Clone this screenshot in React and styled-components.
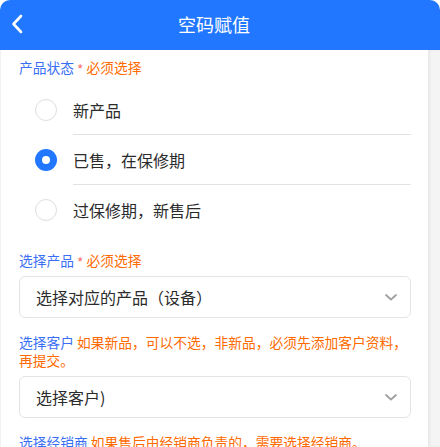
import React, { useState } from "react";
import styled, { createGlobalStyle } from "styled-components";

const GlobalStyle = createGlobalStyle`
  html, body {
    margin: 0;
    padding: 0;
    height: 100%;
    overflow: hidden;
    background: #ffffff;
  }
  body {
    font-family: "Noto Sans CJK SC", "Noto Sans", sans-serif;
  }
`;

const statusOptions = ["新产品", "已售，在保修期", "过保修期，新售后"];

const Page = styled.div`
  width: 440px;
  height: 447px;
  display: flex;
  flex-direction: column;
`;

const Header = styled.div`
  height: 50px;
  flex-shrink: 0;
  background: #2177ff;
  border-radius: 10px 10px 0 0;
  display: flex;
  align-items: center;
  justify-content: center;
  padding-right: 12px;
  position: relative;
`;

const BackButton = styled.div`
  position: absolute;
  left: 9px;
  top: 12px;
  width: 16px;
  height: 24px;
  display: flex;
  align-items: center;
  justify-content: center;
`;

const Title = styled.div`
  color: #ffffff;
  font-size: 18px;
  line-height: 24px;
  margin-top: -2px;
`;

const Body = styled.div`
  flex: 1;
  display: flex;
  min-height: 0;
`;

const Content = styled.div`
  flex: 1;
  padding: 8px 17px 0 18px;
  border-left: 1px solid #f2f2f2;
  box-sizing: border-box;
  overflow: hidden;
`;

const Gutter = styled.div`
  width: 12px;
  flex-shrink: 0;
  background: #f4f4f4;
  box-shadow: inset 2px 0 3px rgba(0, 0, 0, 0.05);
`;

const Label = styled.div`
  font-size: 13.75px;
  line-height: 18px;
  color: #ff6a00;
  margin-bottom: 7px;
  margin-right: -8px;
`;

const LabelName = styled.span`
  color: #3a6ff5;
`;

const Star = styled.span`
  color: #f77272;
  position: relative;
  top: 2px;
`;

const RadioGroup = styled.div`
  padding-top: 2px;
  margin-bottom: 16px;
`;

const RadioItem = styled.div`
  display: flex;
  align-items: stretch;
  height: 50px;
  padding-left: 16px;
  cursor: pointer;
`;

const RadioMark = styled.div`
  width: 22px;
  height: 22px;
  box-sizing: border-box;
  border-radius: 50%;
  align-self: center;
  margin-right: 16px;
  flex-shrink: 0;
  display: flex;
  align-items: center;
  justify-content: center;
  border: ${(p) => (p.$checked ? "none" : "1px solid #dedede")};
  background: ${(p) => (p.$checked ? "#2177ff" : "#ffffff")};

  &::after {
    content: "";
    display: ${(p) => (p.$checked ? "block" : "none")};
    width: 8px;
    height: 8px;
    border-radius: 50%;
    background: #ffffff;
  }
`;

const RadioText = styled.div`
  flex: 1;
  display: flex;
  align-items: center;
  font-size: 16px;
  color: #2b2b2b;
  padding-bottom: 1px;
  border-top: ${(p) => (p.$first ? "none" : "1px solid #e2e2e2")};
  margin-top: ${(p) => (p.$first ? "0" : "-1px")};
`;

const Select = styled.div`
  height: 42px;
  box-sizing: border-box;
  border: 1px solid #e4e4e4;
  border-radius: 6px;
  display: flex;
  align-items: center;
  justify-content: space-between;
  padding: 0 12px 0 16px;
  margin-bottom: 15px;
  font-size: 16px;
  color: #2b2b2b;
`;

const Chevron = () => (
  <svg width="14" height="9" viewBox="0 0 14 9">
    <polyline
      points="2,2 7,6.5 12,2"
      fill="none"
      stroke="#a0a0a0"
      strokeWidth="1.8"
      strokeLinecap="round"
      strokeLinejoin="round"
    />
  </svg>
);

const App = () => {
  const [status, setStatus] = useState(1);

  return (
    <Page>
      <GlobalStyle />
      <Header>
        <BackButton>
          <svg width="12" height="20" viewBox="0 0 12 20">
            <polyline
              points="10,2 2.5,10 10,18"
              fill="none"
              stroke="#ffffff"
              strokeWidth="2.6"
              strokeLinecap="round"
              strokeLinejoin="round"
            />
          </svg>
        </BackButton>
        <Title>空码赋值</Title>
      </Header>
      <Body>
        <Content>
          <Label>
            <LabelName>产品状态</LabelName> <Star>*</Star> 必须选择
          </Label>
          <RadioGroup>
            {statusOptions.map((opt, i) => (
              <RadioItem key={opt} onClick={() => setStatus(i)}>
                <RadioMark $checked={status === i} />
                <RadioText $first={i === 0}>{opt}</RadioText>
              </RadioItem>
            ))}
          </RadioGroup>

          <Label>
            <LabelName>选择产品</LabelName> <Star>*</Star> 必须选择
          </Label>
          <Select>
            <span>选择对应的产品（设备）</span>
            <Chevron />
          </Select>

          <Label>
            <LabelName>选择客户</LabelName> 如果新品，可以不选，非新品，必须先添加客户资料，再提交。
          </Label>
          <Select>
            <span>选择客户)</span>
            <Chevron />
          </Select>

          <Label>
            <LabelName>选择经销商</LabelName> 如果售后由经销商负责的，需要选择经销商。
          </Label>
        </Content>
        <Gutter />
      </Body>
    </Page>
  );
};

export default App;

◆ TASK OBJECTIVE: Reproduce the whole listing word for word, setting aside any pictures.

◆ COMPLETE RESPONSE:
Clone this screenshot in React and styled-components.
import React, { useState } from "react";
import styled, { createGlobalStyle } from "styled-components";

const GlobalStyle = createGlobalStyle`
  html, body {
    margin: 0;
    padding: 0;
    height: 100%;
    overflow: hidden;
    background: #ffffff;
  }
  body {
    font-family: "Noto Sans CJK SC", "Noto Sans", sans-serif;
  }
`;

const statusOptions = ["新产品", "已售，在保修期", "过保修期，新售后"];

const Page = styled.div`
  width: 440px;
  height: 447px;
  display: flex;
  flex-direction: column;
`;

const Header = styled.div`
  height: 50px;
  flex-shrink: 0;
  background: #2177ff;
  border-radius: 10px 10px 0 0;
  display: flex;
  align-items: center;
  justify-content: center;
  padding-right: 12px;
  position: relative;
`;

const BackButton = styled.div`
  position: absolute;
  left: 9px;
  top: 12px;
  width: 16px;
  height: 24px;
  display: flex;
  align-items: center;
  justify-content: center;
`;

const Title = styled.div`
  color: #ffffff;
  font-size: 18px;
  line-height: 24px;
  margin-top: -2px;
`;

const Body = styled.div`
  flex: 1;
  display: flex;
  min-height: 0;
`;

const Content = styled.div`
  flex: 1;
  padding: 8px 17px 0 18px;
  border-left: 1px solid #f2f2f2;
  box-sizing: border-box;
  overflow: hidden;
`;

const Gutter = styled.div`
  width: 12px;
  flex-shrink: 0;
  background: #f4f4f4;
  box-shadow: inset 2px 0 3px rgba(0, 0, 0, 0.05);
`;

const Label = styled.div`
  font-size: 13.75px;
  line-height: 18px;
  color: #ff6a00;
  margin-bottom: 7px;
  margin-right: -8px;
`;

const LabelName = styled.span`
  color: #3a6ff5;
`;

const Star = styled.span`
  color: #f77272;
  position: relative;
  top: 2px;
`;

const RadioGroup = styled.div`
  padding-top: 2px;
  margin-bottom: 16px;
`;

const RadioItem = styled.div`
  display: flex;
  align-items: stretch;
  height: 50px;
  padding-left: 16px;
  cursor: pointer;
`;

const RadioMark = styled.div`
  width: 22px;
  height: 22px;
  box-sizing: border-box;
  border-radius: 50%;
  align-self: center;
  margin-right: 16px;
  flex-shrink: 0;
  display: flex;
  align-items: center;
  justify-content: center;
  border: ${(p) => (p.$checked ? "none" : "1px solid #dedede")};
  background: ${(p) => (p.$checked ? "#2177ff" : "#ffffff")};

  &::after {
    content: "";
    display: ${(p) => (p.$checked ? "block" : "none")};
    width: 8px;
    height: 8px;
    border-radius: 50%;
    background: #ffffff;
  }
`;

const RadioText = styled.div`
  flex: 1;
  display: flex;
  align-items: center;
  font-size: 16px;
  color: #2b2b2b;
  padding-bottom: 1px;
  border-top: ${(p) => (p.$first ? "none" : "1px solid #e2e2e2")};
  margin-top: ${(p) => (p.$first ? "0" : "-1px")};
`;

const Select = styled.div`
  height: 42px;
  box-sizing: border-box;
  border: 1px solid #e4e4e4;
  border-radius: 6px;
  display: flex;
  align-items: center;
  justify-content: space-between;
  padding: 0 12px 0 16px;
  margin-bottom: 15px;
  font-size: 16px;
  color: #2b2b2b;
`;

const Chevron = () => (
  <svg width="14" height="9" viewBox="0 0 14 9">
    <polyline
      points="2,2 7,6.5 12,2"
      fill="none"
      stroke="#a0a0a0"
      strokeWidth="1.8"
      strokeLinecap="round"
      strokeLinejoin="round"
    />
  </svg>
);

const App = () => {
  const [status, setStatus] = useState(1);

  return (
    <Page>
      <GlobalStyle />
      <Header>
        <BackButton>
          <svg width="12" height="20" viewBox="0 0 12 20">
            <polyline
              points="10,2 2.5,10 10,18"
              fill="none"
              stroke="#ffffff"
              strokeWidth="2.6"
              strokeLinecap="round"
              strokeLinejoin="round"
            />
          </svg>
        </BackButton>
        <Title>空码赋值</Title>
      </Header>
      <Body>
        <Content>
          <Label>
            <LabelName>产品状态</LabelName> <Star>*</Star> 必须选择
          </Label>
          <RadioGroup>
            {statusOptions.map((opt, i) => (
              <RadioItem key={opt} onClick={() => setStatus(i)}>
                <RadioMark $checked={status === i} />
                <RadioText $first={i === 0}>{opt}</RadioText>
              </RadioItem>
            ))}
          </RadioGroup>

          <Label>
            <LabelName>选择产品</LabelName> <Star>*</Star> 必须选择
          </Label>
          <Select>
            <span>选择对应的产品（设备）</span>
            <Chevron />
          </Select>

          <Label>
            <LabelName>选择客户</LabelName> 如果新品，可以不选，非新品，必须先添加客户资料，再提交。
          </Label>
          <Select>
            <span>选择客户)</span>
            <Chevron />
          </Select>

          <Label>
            <LabelName>选择经销商</LabelName> 如果售后由经销商负责的，需要选择经销商。
          </Label>
        </Content>
        <Gutter />
      </Body>
    </Page>
  );
};

export default App;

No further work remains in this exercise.